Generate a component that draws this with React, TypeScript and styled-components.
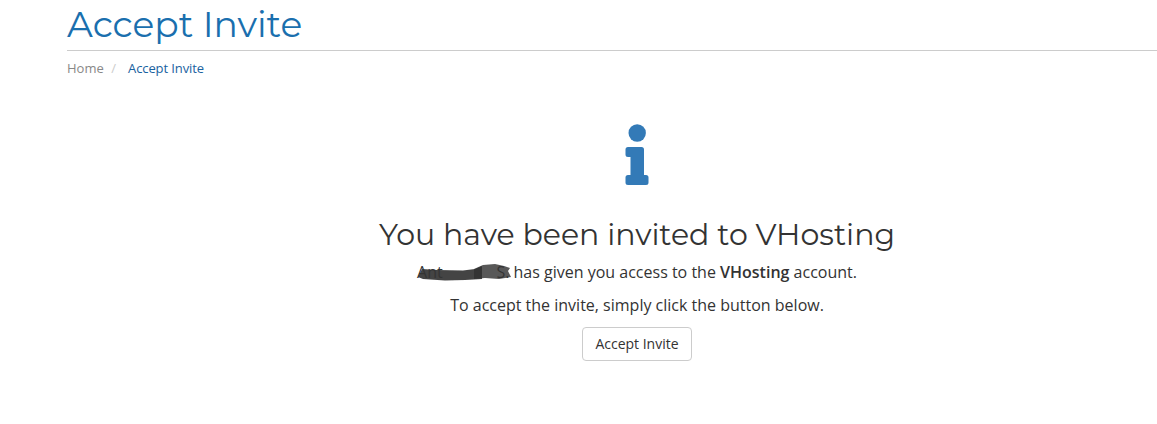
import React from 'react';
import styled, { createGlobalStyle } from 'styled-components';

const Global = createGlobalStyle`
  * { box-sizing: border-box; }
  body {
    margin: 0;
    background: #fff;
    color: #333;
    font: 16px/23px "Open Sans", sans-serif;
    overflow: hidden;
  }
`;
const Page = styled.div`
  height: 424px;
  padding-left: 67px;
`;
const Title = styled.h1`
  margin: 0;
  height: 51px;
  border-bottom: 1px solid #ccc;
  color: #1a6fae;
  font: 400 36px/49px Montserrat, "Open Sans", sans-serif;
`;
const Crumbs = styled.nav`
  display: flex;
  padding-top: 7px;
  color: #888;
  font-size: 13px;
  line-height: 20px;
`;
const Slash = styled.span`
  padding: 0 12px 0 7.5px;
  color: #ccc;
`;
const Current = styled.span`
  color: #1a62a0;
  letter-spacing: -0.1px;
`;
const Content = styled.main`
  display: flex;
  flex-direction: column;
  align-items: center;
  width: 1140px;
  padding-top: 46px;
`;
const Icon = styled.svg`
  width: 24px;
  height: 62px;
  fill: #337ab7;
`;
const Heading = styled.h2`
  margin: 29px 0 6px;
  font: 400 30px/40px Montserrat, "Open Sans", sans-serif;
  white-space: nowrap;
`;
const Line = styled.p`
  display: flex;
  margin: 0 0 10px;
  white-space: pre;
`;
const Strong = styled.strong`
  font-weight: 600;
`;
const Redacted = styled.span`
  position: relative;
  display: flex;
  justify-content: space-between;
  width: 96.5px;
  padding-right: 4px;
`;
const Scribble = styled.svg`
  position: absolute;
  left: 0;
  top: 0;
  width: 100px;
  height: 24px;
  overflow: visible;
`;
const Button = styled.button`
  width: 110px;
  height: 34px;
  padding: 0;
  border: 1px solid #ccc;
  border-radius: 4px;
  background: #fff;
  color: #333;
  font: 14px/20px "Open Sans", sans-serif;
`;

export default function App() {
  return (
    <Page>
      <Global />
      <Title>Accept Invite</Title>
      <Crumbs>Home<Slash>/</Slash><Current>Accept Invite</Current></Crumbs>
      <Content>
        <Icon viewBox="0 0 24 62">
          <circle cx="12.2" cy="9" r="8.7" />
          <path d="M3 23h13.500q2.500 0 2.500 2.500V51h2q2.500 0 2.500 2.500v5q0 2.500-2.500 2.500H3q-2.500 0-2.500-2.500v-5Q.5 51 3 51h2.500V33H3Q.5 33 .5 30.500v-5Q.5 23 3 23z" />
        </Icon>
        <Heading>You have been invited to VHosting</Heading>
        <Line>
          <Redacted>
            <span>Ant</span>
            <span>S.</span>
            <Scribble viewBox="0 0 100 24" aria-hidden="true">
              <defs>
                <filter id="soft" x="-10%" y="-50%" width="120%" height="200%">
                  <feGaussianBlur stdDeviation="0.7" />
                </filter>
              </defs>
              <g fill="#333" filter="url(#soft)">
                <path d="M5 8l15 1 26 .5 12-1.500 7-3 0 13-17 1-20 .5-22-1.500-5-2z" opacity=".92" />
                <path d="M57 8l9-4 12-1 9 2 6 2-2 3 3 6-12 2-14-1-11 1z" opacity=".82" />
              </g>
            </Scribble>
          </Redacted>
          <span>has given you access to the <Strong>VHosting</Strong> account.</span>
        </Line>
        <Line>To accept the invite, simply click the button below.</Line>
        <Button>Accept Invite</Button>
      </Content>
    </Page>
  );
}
========================================================================
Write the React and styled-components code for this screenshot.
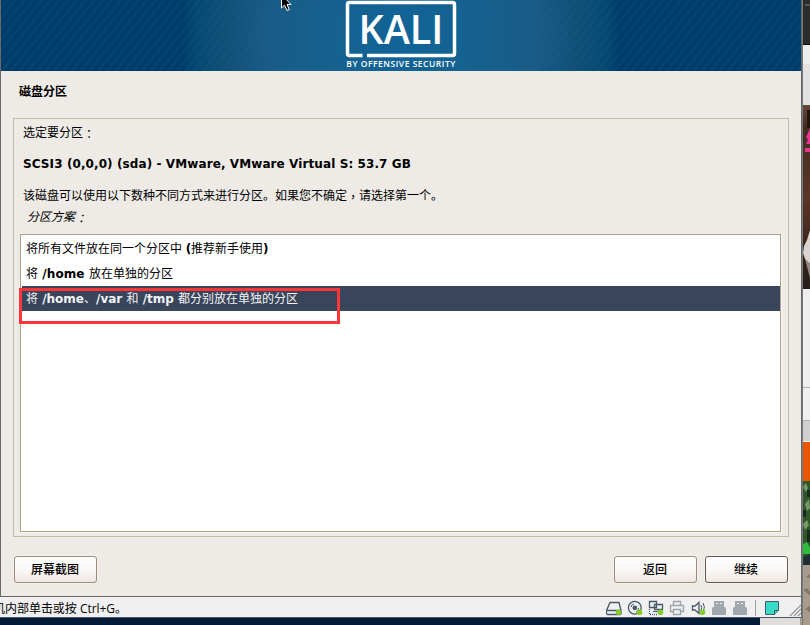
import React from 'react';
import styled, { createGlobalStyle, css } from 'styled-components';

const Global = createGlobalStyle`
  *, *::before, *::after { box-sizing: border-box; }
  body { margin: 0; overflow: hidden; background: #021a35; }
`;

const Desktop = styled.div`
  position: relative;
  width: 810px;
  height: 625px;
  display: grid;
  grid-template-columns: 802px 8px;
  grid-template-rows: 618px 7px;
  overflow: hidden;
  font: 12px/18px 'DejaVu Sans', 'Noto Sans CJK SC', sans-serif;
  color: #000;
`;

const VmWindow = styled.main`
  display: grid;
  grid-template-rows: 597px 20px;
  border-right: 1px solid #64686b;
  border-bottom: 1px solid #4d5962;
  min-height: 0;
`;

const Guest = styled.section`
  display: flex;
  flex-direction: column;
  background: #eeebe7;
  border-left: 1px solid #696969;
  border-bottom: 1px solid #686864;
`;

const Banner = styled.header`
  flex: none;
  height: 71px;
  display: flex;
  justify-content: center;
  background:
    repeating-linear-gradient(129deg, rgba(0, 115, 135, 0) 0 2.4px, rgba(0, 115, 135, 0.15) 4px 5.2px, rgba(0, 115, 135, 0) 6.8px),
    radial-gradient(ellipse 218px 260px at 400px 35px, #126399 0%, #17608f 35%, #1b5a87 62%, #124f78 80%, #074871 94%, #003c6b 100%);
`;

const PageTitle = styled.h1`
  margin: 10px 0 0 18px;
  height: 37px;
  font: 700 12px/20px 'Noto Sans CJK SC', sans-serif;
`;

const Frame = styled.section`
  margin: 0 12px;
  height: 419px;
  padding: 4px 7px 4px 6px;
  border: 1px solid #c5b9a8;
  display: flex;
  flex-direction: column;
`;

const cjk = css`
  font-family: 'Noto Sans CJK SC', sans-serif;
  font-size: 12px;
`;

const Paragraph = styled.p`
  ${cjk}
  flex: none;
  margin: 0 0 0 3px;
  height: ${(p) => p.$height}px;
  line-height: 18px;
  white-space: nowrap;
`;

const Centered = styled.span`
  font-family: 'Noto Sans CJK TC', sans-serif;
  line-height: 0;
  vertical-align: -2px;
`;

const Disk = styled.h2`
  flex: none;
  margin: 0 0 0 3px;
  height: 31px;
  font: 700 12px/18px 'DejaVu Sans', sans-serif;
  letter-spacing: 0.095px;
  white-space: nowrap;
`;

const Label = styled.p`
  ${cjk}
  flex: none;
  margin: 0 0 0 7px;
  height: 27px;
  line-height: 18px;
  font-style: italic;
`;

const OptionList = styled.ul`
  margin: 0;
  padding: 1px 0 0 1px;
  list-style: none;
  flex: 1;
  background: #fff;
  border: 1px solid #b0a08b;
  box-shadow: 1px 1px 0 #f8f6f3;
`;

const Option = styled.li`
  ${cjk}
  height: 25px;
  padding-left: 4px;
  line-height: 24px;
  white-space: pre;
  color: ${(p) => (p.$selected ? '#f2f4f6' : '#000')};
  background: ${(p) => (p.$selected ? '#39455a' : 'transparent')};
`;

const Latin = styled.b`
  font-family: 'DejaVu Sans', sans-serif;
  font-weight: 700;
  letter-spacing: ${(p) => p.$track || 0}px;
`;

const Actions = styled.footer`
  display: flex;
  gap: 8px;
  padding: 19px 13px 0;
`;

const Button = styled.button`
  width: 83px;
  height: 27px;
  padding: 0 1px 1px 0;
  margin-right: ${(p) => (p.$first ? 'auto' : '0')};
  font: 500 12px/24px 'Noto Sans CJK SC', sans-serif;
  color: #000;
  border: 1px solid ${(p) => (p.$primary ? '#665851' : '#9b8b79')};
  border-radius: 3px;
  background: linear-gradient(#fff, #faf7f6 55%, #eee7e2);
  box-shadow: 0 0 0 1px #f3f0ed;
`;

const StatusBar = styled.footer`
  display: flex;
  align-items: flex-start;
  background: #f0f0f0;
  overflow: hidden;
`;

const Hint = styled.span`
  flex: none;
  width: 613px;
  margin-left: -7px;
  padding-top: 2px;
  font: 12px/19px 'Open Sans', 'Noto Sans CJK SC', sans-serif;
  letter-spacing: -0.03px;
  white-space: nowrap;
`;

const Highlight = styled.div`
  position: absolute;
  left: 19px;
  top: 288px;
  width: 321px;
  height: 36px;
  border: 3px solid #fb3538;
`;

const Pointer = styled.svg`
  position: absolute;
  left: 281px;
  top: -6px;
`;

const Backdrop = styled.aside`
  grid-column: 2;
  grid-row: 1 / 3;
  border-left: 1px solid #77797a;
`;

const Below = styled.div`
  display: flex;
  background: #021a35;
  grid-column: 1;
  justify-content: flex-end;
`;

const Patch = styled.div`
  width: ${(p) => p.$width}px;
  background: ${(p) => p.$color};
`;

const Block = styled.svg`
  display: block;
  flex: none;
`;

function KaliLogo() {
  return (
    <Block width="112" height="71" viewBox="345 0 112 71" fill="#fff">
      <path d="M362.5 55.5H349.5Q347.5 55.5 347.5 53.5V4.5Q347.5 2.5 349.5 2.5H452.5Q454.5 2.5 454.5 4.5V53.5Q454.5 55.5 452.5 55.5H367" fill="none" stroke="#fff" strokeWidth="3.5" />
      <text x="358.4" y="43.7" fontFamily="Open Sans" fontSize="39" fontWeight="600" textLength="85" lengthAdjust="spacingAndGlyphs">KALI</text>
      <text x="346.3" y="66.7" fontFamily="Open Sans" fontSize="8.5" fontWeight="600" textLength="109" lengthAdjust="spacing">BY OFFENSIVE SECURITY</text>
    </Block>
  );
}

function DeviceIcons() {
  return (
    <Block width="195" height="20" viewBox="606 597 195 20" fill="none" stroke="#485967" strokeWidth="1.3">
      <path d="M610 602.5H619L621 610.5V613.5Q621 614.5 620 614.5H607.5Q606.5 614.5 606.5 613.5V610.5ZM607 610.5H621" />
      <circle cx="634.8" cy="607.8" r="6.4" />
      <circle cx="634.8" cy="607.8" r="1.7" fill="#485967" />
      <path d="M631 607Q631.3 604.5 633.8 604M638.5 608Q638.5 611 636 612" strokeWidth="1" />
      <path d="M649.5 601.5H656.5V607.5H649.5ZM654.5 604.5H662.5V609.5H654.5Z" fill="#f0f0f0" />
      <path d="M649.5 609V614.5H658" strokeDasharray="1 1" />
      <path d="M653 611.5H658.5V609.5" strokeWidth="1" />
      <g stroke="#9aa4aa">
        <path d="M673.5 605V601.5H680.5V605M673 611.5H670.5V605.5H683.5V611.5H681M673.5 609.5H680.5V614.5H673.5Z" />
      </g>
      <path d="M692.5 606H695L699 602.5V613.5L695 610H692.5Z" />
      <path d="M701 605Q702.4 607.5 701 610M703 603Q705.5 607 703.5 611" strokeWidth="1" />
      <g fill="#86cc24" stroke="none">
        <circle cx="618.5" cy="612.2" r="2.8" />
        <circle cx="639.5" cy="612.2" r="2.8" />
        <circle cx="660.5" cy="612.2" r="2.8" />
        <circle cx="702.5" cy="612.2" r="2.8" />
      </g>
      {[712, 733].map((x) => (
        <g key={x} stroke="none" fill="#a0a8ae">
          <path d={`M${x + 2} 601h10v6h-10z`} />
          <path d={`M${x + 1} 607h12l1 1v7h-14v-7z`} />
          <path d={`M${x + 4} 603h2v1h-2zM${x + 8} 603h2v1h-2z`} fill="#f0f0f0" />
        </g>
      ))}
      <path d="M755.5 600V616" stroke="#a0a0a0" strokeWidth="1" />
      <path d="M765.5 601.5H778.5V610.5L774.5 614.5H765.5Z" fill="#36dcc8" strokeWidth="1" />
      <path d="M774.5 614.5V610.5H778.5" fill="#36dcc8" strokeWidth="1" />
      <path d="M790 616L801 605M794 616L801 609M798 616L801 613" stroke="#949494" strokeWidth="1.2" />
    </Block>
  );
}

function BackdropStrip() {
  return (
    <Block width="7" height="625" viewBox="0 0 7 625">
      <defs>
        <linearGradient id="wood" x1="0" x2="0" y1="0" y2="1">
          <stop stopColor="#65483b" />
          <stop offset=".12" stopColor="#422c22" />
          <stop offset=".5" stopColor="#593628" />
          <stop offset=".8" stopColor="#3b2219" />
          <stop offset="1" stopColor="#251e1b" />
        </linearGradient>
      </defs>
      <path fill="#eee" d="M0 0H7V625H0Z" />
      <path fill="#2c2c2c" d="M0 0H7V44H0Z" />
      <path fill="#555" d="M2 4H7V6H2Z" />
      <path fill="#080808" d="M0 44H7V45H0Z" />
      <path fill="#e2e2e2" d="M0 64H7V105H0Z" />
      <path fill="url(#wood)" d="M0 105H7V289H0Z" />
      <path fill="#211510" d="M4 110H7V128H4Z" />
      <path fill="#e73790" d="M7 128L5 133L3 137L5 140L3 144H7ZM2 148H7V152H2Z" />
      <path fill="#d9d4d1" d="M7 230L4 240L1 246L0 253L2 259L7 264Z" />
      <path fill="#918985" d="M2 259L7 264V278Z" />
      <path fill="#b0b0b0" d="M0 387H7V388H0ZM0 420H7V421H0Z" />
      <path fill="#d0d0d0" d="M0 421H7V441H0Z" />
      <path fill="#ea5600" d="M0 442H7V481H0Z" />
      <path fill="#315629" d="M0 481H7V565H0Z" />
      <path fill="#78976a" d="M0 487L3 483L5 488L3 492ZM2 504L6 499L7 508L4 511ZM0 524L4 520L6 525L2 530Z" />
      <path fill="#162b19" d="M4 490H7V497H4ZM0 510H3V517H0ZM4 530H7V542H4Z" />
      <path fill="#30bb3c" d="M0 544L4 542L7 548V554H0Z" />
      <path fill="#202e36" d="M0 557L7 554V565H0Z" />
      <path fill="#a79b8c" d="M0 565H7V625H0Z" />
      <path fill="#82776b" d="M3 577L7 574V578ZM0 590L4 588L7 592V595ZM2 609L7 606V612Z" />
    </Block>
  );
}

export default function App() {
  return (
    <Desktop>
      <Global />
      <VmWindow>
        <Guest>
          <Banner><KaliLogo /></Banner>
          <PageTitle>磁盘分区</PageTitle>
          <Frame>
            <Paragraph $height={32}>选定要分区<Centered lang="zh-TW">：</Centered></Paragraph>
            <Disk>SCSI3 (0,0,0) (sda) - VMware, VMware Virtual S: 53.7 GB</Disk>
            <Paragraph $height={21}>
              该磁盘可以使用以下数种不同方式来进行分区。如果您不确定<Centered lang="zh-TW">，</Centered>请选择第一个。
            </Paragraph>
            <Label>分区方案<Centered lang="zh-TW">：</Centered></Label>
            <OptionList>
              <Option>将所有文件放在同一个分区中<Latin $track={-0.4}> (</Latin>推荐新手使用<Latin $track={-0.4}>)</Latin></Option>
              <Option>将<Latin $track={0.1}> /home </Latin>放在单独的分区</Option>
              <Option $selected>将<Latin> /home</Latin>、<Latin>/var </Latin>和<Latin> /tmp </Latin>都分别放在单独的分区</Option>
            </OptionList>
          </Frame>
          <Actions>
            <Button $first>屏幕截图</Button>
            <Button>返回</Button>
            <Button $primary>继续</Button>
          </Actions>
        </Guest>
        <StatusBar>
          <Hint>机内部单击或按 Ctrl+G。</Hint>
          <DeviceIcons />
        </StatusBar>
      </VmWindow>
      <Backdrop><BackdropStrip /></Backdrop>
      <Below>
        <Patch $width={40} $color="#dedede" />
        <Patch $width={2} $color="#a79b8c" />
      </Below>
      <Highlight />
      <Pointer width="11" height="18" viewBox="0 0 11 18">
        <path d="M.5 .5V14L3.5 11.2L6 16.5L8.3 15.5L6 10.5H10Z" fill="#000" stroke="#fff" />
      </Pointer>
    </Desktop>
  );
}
========================================================================
_WRITTEN INSTRUCTION_:
What is the number of lines above that contain "this"? Answer with that number only.

_TASK ANSWER_:
2